Ladies' Manager: Steve Coogan with Anna Friel in The Look of Love

Ladies’ Manager: Steve Coogan with Anna Friel in The Look of Love

There was a time when Steve Coogan seemed to have unbridled potential to conquer Hollywood, but it never happened. Ricky Gervais is probably to blame. Coogan’s career cracked along with passable minor appearances in American films while, with the exception of revivals of his human faux pas Alan Partridge, his only shining moments came in his collaborations with Michael Winterbottom.

Having caricatured himself in their previous two films together, The Trip and A Cock and Bull Story, Coogan is back playing another morally clouded media type in The Look of Love. After triumphantly playing Madchester impresario Tony Wilson in Winterbottom’s 24 Hour Party People back in 2002, an unaging Coogan is here cast as British nightclub and pornography mogul Paul Raymond, who ruled the striptease scene in London’s Soho district from the 1960s until the 1990s, when he was believed to be one of Britain’s wealthiest men.

A showman by nature, Coogan plays Raymond with all the smarmy wheeler-dealer skills his characters have shown previously, although Raymond is far more successful at this kind of enterprise than many of Coogan’s other roles. Learning early on that while lion taming and scantily clad women sell tickets, scantily clad women and more scantily clad women sell more tickets, The Look of Love traces the rise and rise and occasional dips of Raymond’s bizarre career. He seduces press and clergy to keep his clubs open. He enters into theatre and publishing, both with their share of female nudity.

But the film is far more concerned with Raymond’s private life, tracing his affair with his star attraction Fiona Richmond (Tamsin Egerton) and the collapse of his marriage to wife Jean (Anna Friel), who would later re-enter his life as one of his covergirls.
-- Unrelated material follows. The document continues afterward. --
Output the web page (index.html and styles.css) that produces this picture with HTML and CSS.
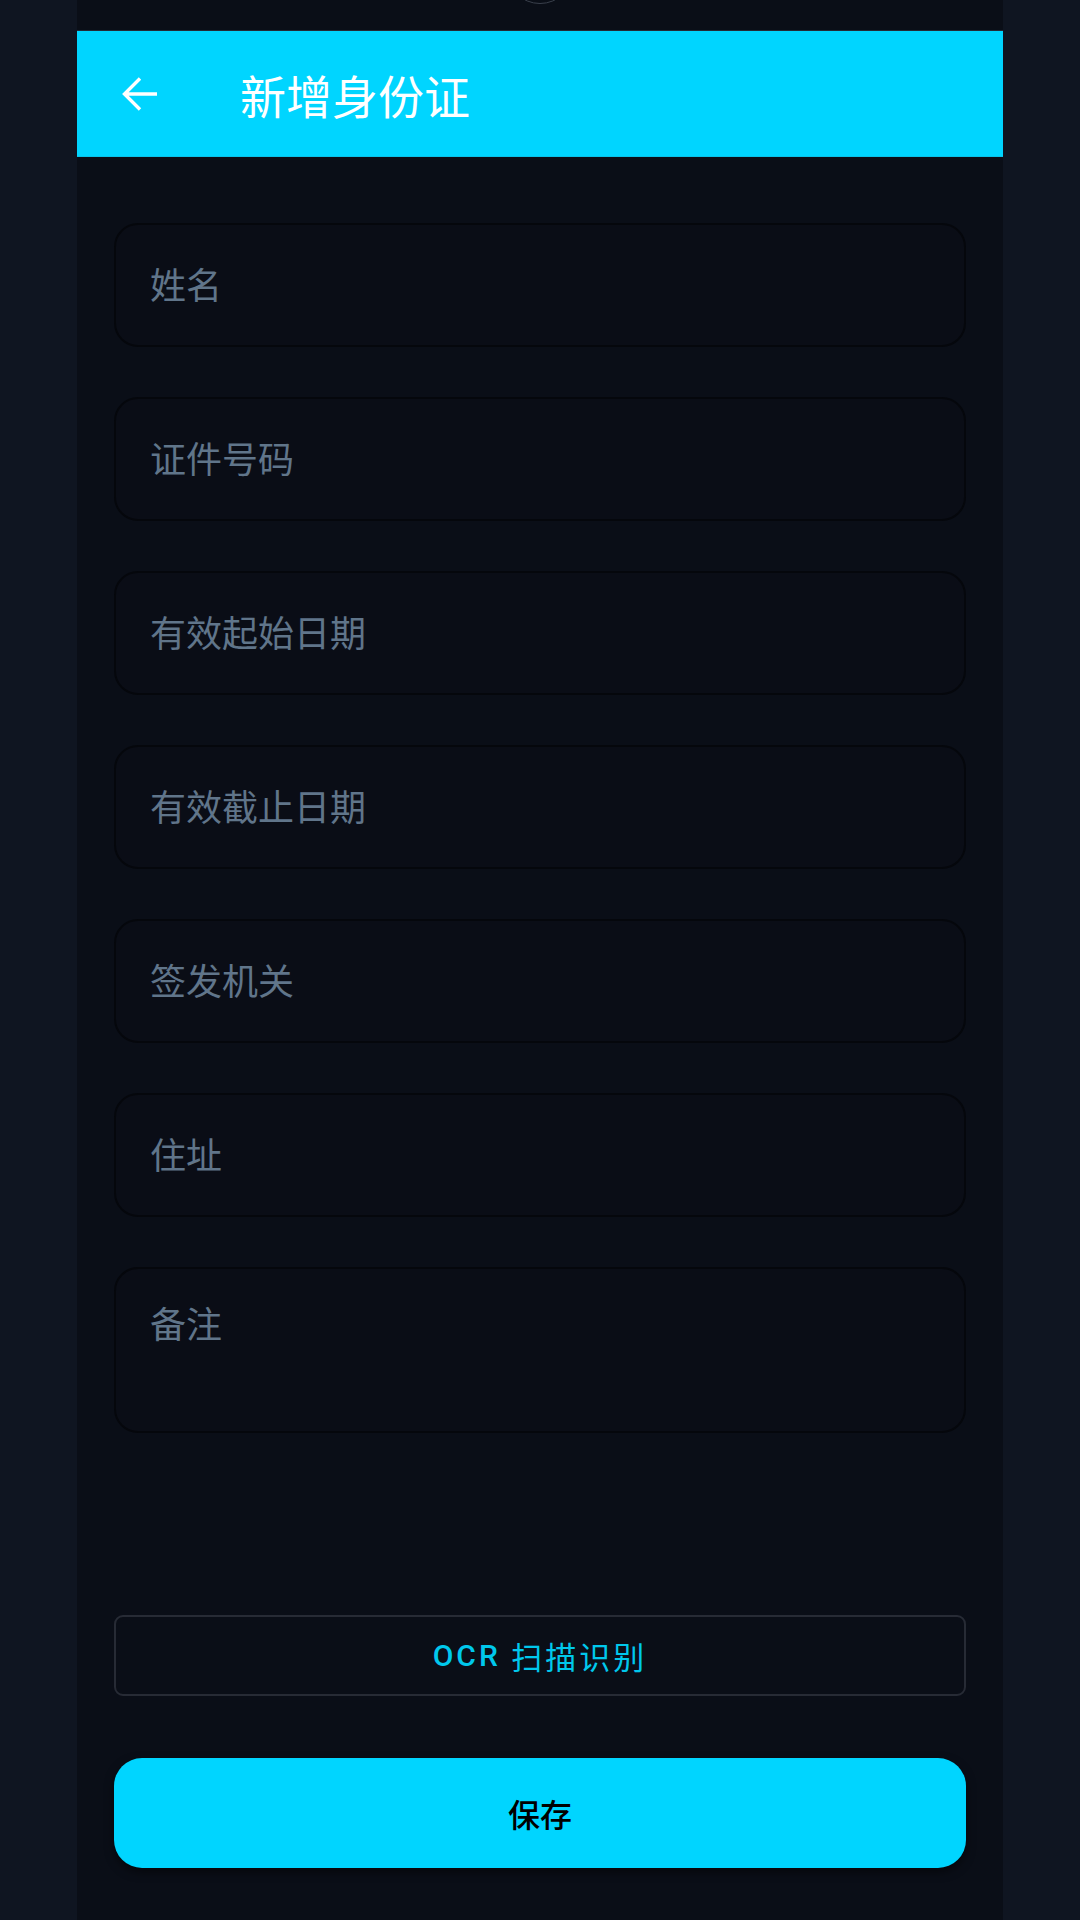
FILE: index.html
```html
<!DOCTYPE html>
<html lang="zh-CN">
<head>
<meta charset="utf-8">
<title>新增身份证</title>
<link rel="stylesheet" href="styles.css">
</head>
<body>
<div class="phone">
  <div class="statusbar"><span class="camera"></span></div>
  <header class="appbar">
    <svg class="back" width="38" height="38" viewBox="0 0 38 38" aria-hidden="true">
      <path d="M36 19H4 M19 3.5 L3.5 19 L19 34.5" fill="none" stroke="#ffffff" stroke-width="3.4" stroke-linejoin="miter"/>
    </svg>
    <h1 class="title">新增身份证</h1>
  </header>
  <main class="form">
    <div class="field">姓名</div>
    <div class="field">证件号码</div>
    <div class="field">有效起始日期</div>
    <div class="field">有效截止日期</div>
    <div class="field">签发机关</div>
    <div class="field">住址</div>
    <div class="field field-multi">备注</div>
  </main>
  <div class="actions">
    <div class="btn-ocr"><span class="ocr-latin">OCR</span>&nbsp;<span class="ocr-cjk">扫描识别</span></div>
    <div class="btn-save">保存</div>
  </div>
</div>
</body>
</html>
```
FILE: styles.css
```css
* { box-sizing: border-box; }
html, body { margin: 0; padding: 0; }
body {
  background: #0f1521;
  font-family: Roboto, "Noto Sans CJK SC", sans-serif;
}
.phone {
  width: 926px;
  margin: 0 auto;
  min-height: 1920px;
  background: #0a0e17;
  display: flex;
  flex-direction: column;
  position: relative;
  overflow: hidden;
}
.statusbar {
  height: 30px;
  position: relative;
}
.camera {
  position: absolute;
  left: 429px;
  top: -64px;
  width: 68px;
  height: 68px;
  border-radius: 50%;
  border: 1.5px solid #3a404c;
}
.appbar {
  height: 127px;
  background: #00d5ff;
  border-top: 1px solid #242a35;
  border-bottom: 1px solid #08c3ea;
  display: flex;
  align-items: center;
  padding-left: 44px;
}
.back { display: block; flex: none; }
.title {
  margin: 0 0 0 81px;
  font-family: "Noto Sans CJK SC", sans-serif;
  font-size: 46px;
  font-weight: 400;
  color: #ffffff;
  line-height: 1;
}
.form {
  padding: 66px 37px 0;
  display: flex;
  flex-direction: column;
  gap: 50px;
}
.field {
  height: 124px;
  border: 2px solid #05070c;
  border-radius: 24px;
  background: #0a0d16;
  padding: 0 34px 4px;
  display: flex;
  align-items: center;
  font-family: "Noto Sans CJK SC", sans-serif;
  font-size: 36px;
  color: #60758a;
}
.field-multi {
  height: 166px;
  align-items: flex-start;
  padding-top: 31px;
  line-height: 44px;
}
.actions {
  padding: 182px 37px 0;
  display: flex;
  flex-direction: column;
}
.btn-ocr {
  height: 81px;
  border: 2px solid #272b35;
  border-radius: 9px;
  display: flex;
  align-items: center;
  justify-content: center;
  font-size: 30px;
  letter-spacing: 3px;
  color: #00c8ec;
}
.ocr-latin { font-weight: 500; }
.ocr-cjk {
  font-family: "Noto Sans CJK SC", sans-serif;
  font-weight: 400;
  font-size: 31px;
  letter-spacing: 3px;
}
.btn-save {
  margin-top: 62px;
  height: 110px;
  border-radius: 28px;
  background: #00d5ff;
  box-shadow: 0 4px 10px rgba(0, 0, 0, 0.5);
  display: flex;
  align-items: center;
  justify-content: center;
  font-family: "Noto Sans CJK SC", sans-serif;
  font-size: 32px;
  font-weight: 500;
  color: #000000;
}
```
The focus however is more on Raymond’s unhealthy relationship with his daughter Debbie, played by the ever-on-the-cusp-of-stardom Imogen Poots.  As with Michael Corleone and his daughter Mary (and by extension Francis Ford Coppola and Sofia), Raymond’s affection for his daughter is crippling and blinding – he sets her up as the star of one of his musical shows despite her very limited singing capabilities. Debbie is anointed her father’s business successor, but her developing drug addiction begins to get in the way.

Winterbottom playfully shoots his film in the style of each decade, beginning in crisp black and white before dissolving into the bleached colour palettes of the ’60s and ’70s. The production design is superb, but there’s a staleness to the imagery despite its quality. 24 Hour Party People was beautiful in its ugliness, but The Look of Love is often dull in its gloss.

Coogan brings his A game to a character who is not quite as deep as Control writer Matt Greenhalgh’s script wants to believe he is. We never truly get inside Raymond’s head, and he is never quite as morally repugnant nor as fiendishly brilliant as the drama would hope. He is however regularly amusing, and Coogan’s rapport with Chris Addison as his number two keeps much of the film aloft. Anna Friel plays spurned wife and saucy MILF with equal relish. Cameos range from the superb: David Walliams’s vicar; to the downright disappointing: The Inbetweeners’ Simon Bird wearing a beard so false you can practically touch the blobs of glue holding it on.

What makes The Look of Love a moderate success is how well it captures the shifting styles and attitudes of Britain over more than three decades, but also in the chemistry between Coogan and Poots. As unlikely an onscreen father and daughter pairing as there might be, the two find a tragic sweetness in their decidedly creepy relationship, that makes for uncomfortable yet touching viewing.

The least satisfying of Winterbottom and Coogan’s collaborations so far, The Look of Love is still a fine production that’s only real failing was believing its subject was a more interesting character than he truly was.